The Fair Labor Standards Act of 1938 established rules for company owners to prevent mistreatment and general screwing over of their workers. This law was responsible for, among other things, prohibiting child labor, the minimum wage, and guaranteed time-and-a-half overtime payments.
The Working Families Flexibility Act changes the rules regarding guaranteed overtime payments.
Section 2: Adds a new section to the Fair Labor Standards Act of 1938. The new section says:
(s) Compensatory Time Off for Private Employees
(1) Instead of direct time-and-a-half payment of overtime pay, an employee will be allowed to be given time-and-a-half in paid time-off.
- This is only allowed if allowed by applicable collective bargaining agreements.
- The boss and employee agree to this arrangement in writing before the overtime work is performed.
- The employee must accept this arrangement voluntarily and must not be forced into it by the terms of their employment.
- To receive time-off instead of overtime pay, the employee must have worked at least 1,000 hours for the boss in the year before agreeing to the time off arrangement or taking the time-off (that’s about 20 hours per week).
(2) Hour Limit
- The employee cannot accrue more than 160 hours (four weeks) of overtime time-off.
- By January 31st of each year, the boss must pay the employee for any overtime time-off that they didn’t take in the previous year.
- The boss is allowed to choose to pay the employee for overtime over 80 hours after giving the employee 30 days notice, which is not required to be in writing.
- The boss will be allowed to cancel the time-off arrangement by giving employees 30 days notice, which is not required to be in writing.
- The employee will be allowed to cancel the time-off arrangement at any time.
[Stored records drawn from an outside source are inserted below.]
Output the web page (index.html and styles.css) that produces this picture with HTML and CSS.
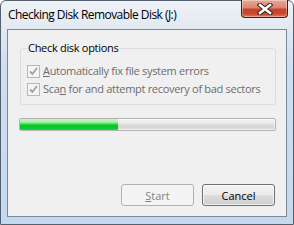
FILE: index.html
```html
<!DOCTYPE html>
<html>
<head>
<meta charset="utf-8">
<link rel="stylesheet" href="styles.css">
</head>
<body>
<div class="window">
  <div class="titlebar">
    <span class="title">Checking Disk Removable Disk (J:)</span>
    <div class="close">
      <svg width="16" height="12" viewBox="0 0 16 12">
        <path d="M3 2 L13 10 M13 2 L3 10" stroke="#3a1f1a" stroke-width="4.6" stroke-linecap="square" fill="none"/>
        <path d="M3 2 L13 10 M13 2 L3 10" stroke="#ffffff" stroke-width="2.6" stroke-linecap="square" fill="none"/>
      </svg>
    </div>
  </div>
  <div class="client">
    <fieldset class="group">
      <legend>Check disk options</legend>
      <div class="row">
        <span class="check"><svg width="11" height="11" viewBox="0 0 11 11"><path d="M2 5.5 L4.5 8 L9 2" stroke="#a2a2a2" stroke-width="1.8" fill="none"/></svg></span>
        <span class="label"><u>A</u>utomatically fix file system errors</span>
      </div>
      <div class="row">
        <span class="check"><svg width="11" height="11" viewBox="0 0 11 11"><path d="M2 5.5 L4.5 8 L9 2" stroke="#a2a2a2" stroke-width="1.8" fill="none"/></svg></span>
        <span class="label">Sca<u>n</u> for and attempt recovery of bad sectors</span>
      </div>
    </fieldset>
    <div class="progress"><div class="fill" style="width:98px"></div></div>
    <div class="buttons">
      <div class="btn disabled"><u>S</u>tart</div>
      <div class="btn">Cancel</div>
    </div>
  </div>
</div>
</body>
</html>
```

FILE: styles.css
```css
html, body {
  margin: 0;
  padding: 0;
  width: 294px;
  height: 225px;
  overflow: hidden;
  background: #ffffff;
}
.window {
  box-sizing: border-box;
  width: 294px;
  height: 225px;
  border: 1px solid #55606e;
  border-radius: 6px 6px 0 0;
  background: linear-gradient(to bottom, #eef2f7 0px, #e2e9f1 28px, #cfdff1 60px, #c3d8ef 225px);
  display: flex;
  flex-direction: column;
  font-family: "Open Sans", "Noto Sans", sans-serif;
  font-size: 11px;
  color: #000;
  white-space: nowrap;
}
.titlebar {
  height: 28px;
  display: flex;
  justify-content: space-between;
  align-items: flex-start;
}
.title {
  margin-left: 7px;
  margin-top: 6px;
  font-size: 12px;
  line-height: 16px;
  color: #000;
  letter-spacing: -0.55px;
}
.close {
  width: 47px;
  height: 18px;
  margin-right: 5px;
  margin-top: -1px;
  box-sizing: border-box;
  border: 1px solid #4a1a12;
  border-top: none;
  border-radius: 0 0 4px 4px;
  background: linear-gradient(to bottom, #e9a999 0%, #dc8570 45%, #c5432a 55%, #c9472c 80%, #e27a5a 100%);
  box-shadow: inset 0 0 0 1px rgba(255,255,255,0.35);
  display: flex;
  align-items: center;
  justify-content: center;
}
.client {
  margin: 0 6px 0 6px;
  height: 188px;
  box-sizing: border-box;
  border: 1px solid #7a8797;
  background: #f0f0f0;
  display: flex;
  flex-direction: column;
}
.group {
  margin: 10px 10px 0 12px;
  padding: 6px 6px 6px 6px;
  border: 1px solid #d5dfe5;
  border-radius: 3px;
  min-width: 0;
}
.group legend {
  padding: 0 1px;
  font-size: 11px;
  line-height: 16px;
  color: #000;
  letter-spacing: -0.3px;
}
.row {
  height: 18px;
  display: flex;
  align-items: center;
}
.check {
  flex: none;
  width: 13px;
  height: 13px;
  box-sizing: border-box;
  border: 1px solid #b8b8b8;
  background: #f4f4f4;
  display: flex;
  align-items: center;
  justify-content: center;
  margin-right: 3px;
}
.label {
  color: #6d6d6d;
  line-height: 16px;
  letter-spacing: -0.3px;
}
.progress {
  margin: 13px 10px 0 11px;
  height: 13px;
  box-sizing: border-box;
  border: 1px solid #b2b2b2;
  border-radius: 2px;
  background: linear-gradient(to bottom, #f3f3f3 0%, #e8e8e8 40%, #dadada 55%, #d6d6d6 80%, #e3e3e3 100%);
  box-shadow: inset 0 0 0 1px rgba(255,255,255,0.6);
  overflow: hidden;
}
.fill {
  height: 100%;
  background: linear-gradient(to bottom, #c9f5c9 0%, #a6eea6 30%, #3ddc4f 45%, #06c52a 60%, #05cc2c 85%, #3ad552 100%);
}
.buttons {
  margin: 53px 11px 0 0;
  display: flex;
  justify-content: flex-end;
  gap: 8px;
}
.btn {
  width: 73px;
  height: 22px;
  box-sizing: border-box;
  border: 1px solid #707070;
  border-radius: 3px;
  background: linear-gradient(to bottom, #f2f2f2 0%, #ebebeb 50%, #dddddd 51%, #cfcfcf 100%);
  box-shadow: inset 0 0 0 1px rgba(255,255,255,0.7);
  display: flex;
  align-items: center;
  justify-content: center;
  font-size: 11px;
  color: #000;
}
.btn.disabled {
  border-color: #adb2b5;
  background: #f4f4f4;
  color: #838383;
  box-shadow: none;
}
```
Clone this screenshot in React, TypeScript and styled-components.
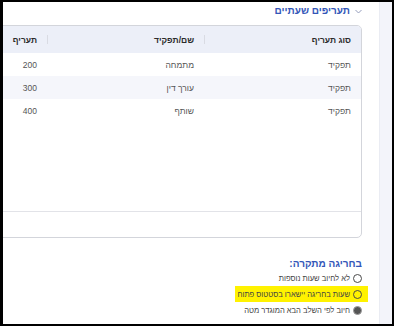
import React from "react";
import styled, { createGlobalStyle } from "styled-components";

const GlobalStyle = createGlobalStyle`
  html, body { margin: 0; padding: 0; background: #fff; }
  body { font-family: "Liberation Sans", "DejaVu Sans", Arial, sans-serif; }
`;

const Frame = styled.div`
  width: 394px;
  height: 326px;
  box-sizing: border-box;
  border-style: solid;
  border-color: #000;
  border-width: 2px 2px 2px 3px;
  display: flex;
  overflow: hidden;
`;

const Main = styled.div`
  flex: 1;
  min-width: 0;
  direction: rtl;
  background: #fff;
  padding: 2px 17px 0 0;
  overflow: hidden;
  display: flex;
  flex-direction: column;
`;

const Side = styled.div`
  width: 12px;
  background: #f3f4fa;
  border-left: 1px solid #eaecf3;
`;

const TitleRow = styled.div`
  display: flex;
  align-items: center;
  gap: 5px;
  height: 14px;
  margin-bottom: 7px;
`;

const Chevron = styled.svg`
  width: 7px;
  height: 5px;
  flex-shrink: 0;
`;

const Title = styled.h2`
  margin: 0;
  font-size: 10px;
  line-height: 14px;
  font-weight: 700;
  color: #3356b8;
`;

const Card = styled.div`
  width: 471px;
  height: 213px;
  flex-shrink: 0;
  box-sizing: border-box;
  border: 1px solid #d3d5db;
  border-radius: 5px;
  display: flex;
  flex-direction: column;
  overflow: hidden;
  align-self: flex-start;
`;

const Grid = styled.div<{ $header?: boolean; $striped?: boolean }>`
  display: grid;
  grid-template-columns: 157px 157px 1fr;
  height: ${(p) => (p.$header ? "27px" : "23px")};
  background: ${(p) => (p.$header ? "#eceff8" : p.$striped ? "#f5f6fb" : "#fff")};
  flex-shrink: 0;
`;

const HeadCell = styled.div`
  display: flex;
  align-items: center;
  justify-content: space-between;
  padding-right: 10px;
  font-size: 8.5px;
  font-weight: 700;
  color: #2b2b2b;
`;

const Sep = styled.span`
  width: 1px;
  height: 9px;
  background: #d9dbe3;
`;

const Cell = styled.div`
  display: flex;
  align-items: center;
  padding-right: 10px;
  font-size: 8.5px;
  color: #555;
`;

const Body = styled.div`
  flex: 1;
`;

const Footer = styled.div`
  height: 25px;
  border-top: 1px solid #e2e3e8;
  flex-shrink: 0;
`;

const Section = styled.div`
  margin-top: 19px;
  display: flex;
  flex-direction: column;
  align-items: flex-start;
`;

const SectionTitle = styled.div`
  font-size: 10px;
  line-height: 13px;
  font-weight: 700;
  color: #3356b8;
`;

const Option = styled.label<{ $highlight?: boolean }>`
  display: flex;
  align-items: center;
  gap: 3px;
  height: 16px;
  font-size: 7.6px;
  color: #444;
  background: ${(p) => (p.$highlight ? "#fff200" : "transparent")};
  padding: ${(p) => (p.$highlight ? "0 6px 0 2px" : "0")};
  margin-right: ${(p) => (p.$highlight ? "-6px" : "0")};
`;

const Radio = styled.span<{ $checked?: boolean }>`
  width: 9px;
  height: 9px;
  box-sizing: border-box;
  border-radius: 50%;
  border: 1px solid ${(p) => (p.$checked ? "#9a9a9a" : "#4a4a4a")};
  background: ${(p) => (p.$checked ? "#555" : "transparent")};
  flex-shrink: 0;
`;

const rows = [
  { type: "תפקיד", name: "מתמחה", rate: "200" },
  { type: "תפקיד", name: "עורך דין", rate: "300" },
  { type: "תפקיד", name: "שותף", rate: "400" },
];

const options = [
  { label: "לא לחיוב שעות נוספות" },
  { label: "שעות בחריגה יישארו בסטטוס פתוח", highlight: true },
  { label: "חיוב לפי השלב הבא המוגדר מטה", checked: true },
];

export default function App() {
  return (
    <>
      <GlobalStyle />
      <Frame>
        <Main>
          <TitleRow>
            <Chevron viewBox="0 0 7 5">
              <path d="M0.5 1 L3.5 4 L6.5 1" fill="none" stroke="#8a93b5" strokeWidth="0.9" />
            </Chevron>
            <Title>תעריפים שעתיים</Title>
          </TitleRow>
          <Card>
            <Grid $header>
              <HeadCell>
                סוג תעריף
                <Sep />
              </HeadCell>
              <HeadCell>
                שם/תפקיד
                <Sep />
              </HeadCell>
              <HeadCell>תעריף</HeadCell>
            </Grid>
            {rows.map((r, i) => (
              <Grid key={i} $striped={i % 2 === 1}>
                <Cell>{r.type}</Cell>
                <Cell>{r.name}</Cell>
                <Cell>{r.rate}</Cell>
              </Grid>
            ))}
            <Body />
            <Footer />
          </Card>
          <Section>
            <SectionTitle>בחריגה מתקרה:</SectionTitle>
            {options.map((o, i) => (
              <Option key={i} $highlight={o.highlight}>
                <Radio $checked={o.checked} />
                {o.label}
              </Option>
            ))}
          </Section>
        </Main>
        <Side />
      </Frame>
    </>
  );
}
They can request payment for their accrued time-off in writing and the boss must give it to them within 30 days.
(4) Rules for the Boss
- The boss is not allowed to “intimidate, threaten, or coerce” an employee in order to get them accept a time-off instead of payment arrangement.
- The boss is not allowed to require an employee to use their time-off.
- Breaking this rule will result in the boss having to pay the employee their overtime pay plus damages. (Section 3)
(5) End of Employment
- The employee must be paid for their unused accrued overtime time-off when they leave the company, regardless of whether they quit or were fired.
(6) Pay Rate
- The employee must be paid at least the rate they were making at the time they accrued the overtime time-off or their final pay rate, whichever is higher.
(7) Use of Time-Off
- An employee who wants to use their accrued overtime time-off “shall be permitted by the employee’s employer to use such time within a reasonable period after making the request if the use of the compensatory time does not unduly disrupt the operations of the employer.”
Section 5: The bill expires five years after it’s signed into law.
Support and Opposition
In general, organizations of owners are supporting this bill while organizations of workers and unions are opposing the bill.
H.R. 1406 passed the House of Representatives on Wednesday, May 8th. It now moves into the Senate where it will die.